Left: House N stands out with its ambiguous profile. Is it outside or inside of the house?
Right: The patio in between the middle-sized and the largest box.

Most private activities such as sleeping or cooking could be done in the small shell. But you’d probably enjoy the freedom to choose where to be to do other activities such as reading or eating, depending on how you feel, who you are with, and what the weather is like.

The windows are placed randomly so as it maximizes privacy. (As you may remember, Fujimoto created many blind spots by altering the level of floor panels in House NA) The design also applies the golden ratio so that people would be drawn to the windows, not to the walls.

T House (2005), Gunma, Japan

It must be clear by now that Sou Fujimoto has very unique and keen appreciation of dimensions. His architecture is not bound to the limitations of space defined by length, width and depth.

The earliest work of the three listed in this page, the T House does not come in a typical rectangular shape. Looking like a skewed flower, it has an empty “core” with no walls, and a bunch of rooms that are extended from the core like petals.
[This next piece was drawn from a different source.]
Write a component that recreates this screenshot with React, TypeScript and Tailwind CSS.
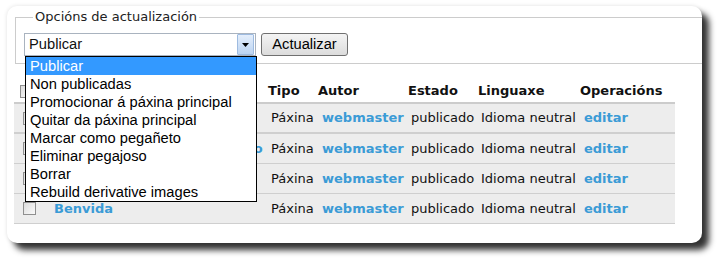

Each petal comes in a different shape and size, creating different perspectives.

And once again, blind spots play an important role here: you are not really sure what you can see from each room because of the asymmetric, random shapes and angles.  You may see someone sitting at the far end of the house, but you won’t see someone sitting in the nearby room.  The entire dimension is skewed!

In addition, since all the rooms are connected via the “core,” you’d have to pass it to reach any other room.  It functions to connect everyone in the house.  However, since it’s so small, it’s not necessarily forcing you to interact with others when you pass by.  For others, you may be just emerging from one room to quickly disappear on the other side.  While you may be physically close to other family members, you can retain a mental distance.

It’s also worth mentioning that when a wall is finished with white paint, the other side is left unfinished, showing wooden surface. The background change quickly in this house, adding a more vibrant atmosphere.